А политика все же была ей чужда. Во-первых, потому, что Лиля на самом-то деле была мещанкой, лишенной какой бы то ни было подлинной идейности. Во-вторых, политика была опасна. А Лиля никогда не лезла на рожон.
— Тебя уже не раз об этом спрашивали, но все-таки: почему ты выбрала именно Лилю Брик? Чем она тебя привлекает?
— Лиля Брик до сих пор вызывает споры, — наравне с живыми и здравствующими медиаперсонами. Она — безусловный факт в истории нашего авангарда. Ее до сих пор хочется разгадываться, клясть, восхвалять. Это заражает. Лиля Брик привлекает меня своим вкусом к жизни — во все времена, в любом возрасте. Война ли, убийства ли, на ней всегда модный костюм, губная помада, рядом красиво накрытый стол и, главное, талантливые люди. Вот это умение открыть талант — еще никем не услышанный, непонятый, — и вдохнуть в него жар, веру, предложить чуткое ухо, умный совет, острое наблюдение… Это на самом деле дар, и дар редкий.
— А чем-то отталкивает?
— Людоедством. Эгоизмом. Глухотой к тому, что делается с другими. Невероятным самодовольством. Другое дело, что именно ее эгоизм, именно ее глухота и составляли огромную часть ее магнетизма. Она была настолько органично и естественно уверена в своей неотразимости, что мужчины и женщины и вправду падали к ее ногам.

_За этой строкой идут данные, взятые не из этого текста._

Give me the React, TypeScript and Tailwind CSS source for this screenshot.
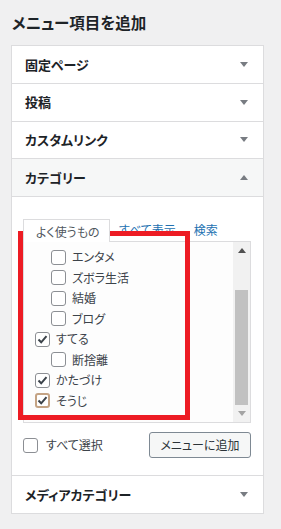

— Любопытно, но, кажется, критики книги услышали только твое восхищение «мещанством» Лили Брик, услышали и напали на это якобы восхищение, но мало кто высказался по поводу остальных острых углов ее жизни. Как ты думаешь, с чем связано это восприятие?
— Да, большинство рецензентов «ЛЮБ» и вправду сосредоточилось на ее парадоксальном мещанстве и любовниках и моем якобы этого мещанства воспевании. Но это скорее интересно, чем досадно. Это кое-что говорит о психологии читателя, да и вообще человека — мы охотнее реагируем на простоту и динамику силуэтов, чем на сложность фона. В случае с Лилей таким фоном становилась почти вся история ХХ века.
— Важна ли вообще для тебя биография писателя — классика или же современника? Можешь ли ты сказать о ком-то из современных писателей, что он делает себе биографию?
— Биография важна лишь постольку, поскольку она проливает свет на текст, вскрывая потайные смыслы и полутени. Обидно, когда она вдруг выезжает во главу угла. Когда текст не ценится без контекста. Законы пиара таковы, что у жаждущего успеха писателя, в общем-то, два пути: либо полная асоциальность, мистика и загадка (как у Пелевина), либо бурные перипетии, войны и авантюры. Иногда это сочетается с хорошими текстами, иногда нет, но в любом случае искажает подлинную иерархию. Кстати, бурная биография тоже может быть разной — органичной, естественно сложившейся (как у Сервантеса или Хемингуэя) или искусственно и продуманно выстроенной. В текущей российской литературе есть авторы всех типажей, и я с интересом за ними наблюдаю. Сама бы я очень хотела, чтобы моя жизнь стала хоть чуточку поостросюжетнее, но без всякой связи с литературой. Мне просто нравятся приключения (только, пожалуйста, без горя и трагедий).
— Кто из современных писателей, поэтов, критиков для тебя важен? Кого бы ты могла назвать своими учителями и единомышленниками?
— Если выбирать родовые ветви, то скорее Достоевский-Кафка. Обожаю Кэрролла и Хармса, Майринка, Гамсуна, Маркеса, Грибоедова. Один из самых любимых текстов — «Тристрам Шенди» Стерна, но где чьи уши торчат, уже не разобраться, потому что все растет из всего и все опыляется всем. Из современников (из тех, кого знаю, а знаю я немногих) мне любы Джамайка Кинкейд, Эдвидж Дантика, «Дети полуночи» Рушди, очень ранний Пелевин, очень ранний Иэн Макьюэн, Алексей Иванов (до «Тобола»), Александр Мелихов, «Афинские ночи» Романа Сенчина, «Чувство вины» Александра Снегирева и много всего другого. Если о единомышленниках, то один из самых интересных, но на родине, к сожалению, пока мало замеченных, — писатель Сергей Лебедев.
— Какой современный роман еще не написан, но ты хотела бы его прочитать?
— Гениальный. Острый. Смешной. Ошеломляющий. И чтобы там не было ни очевидной морали, ни очевидного эпатажа. Но была горячая, мощная мысль. И сильная, совсем не избитая, совсем не пошлая любовная линия.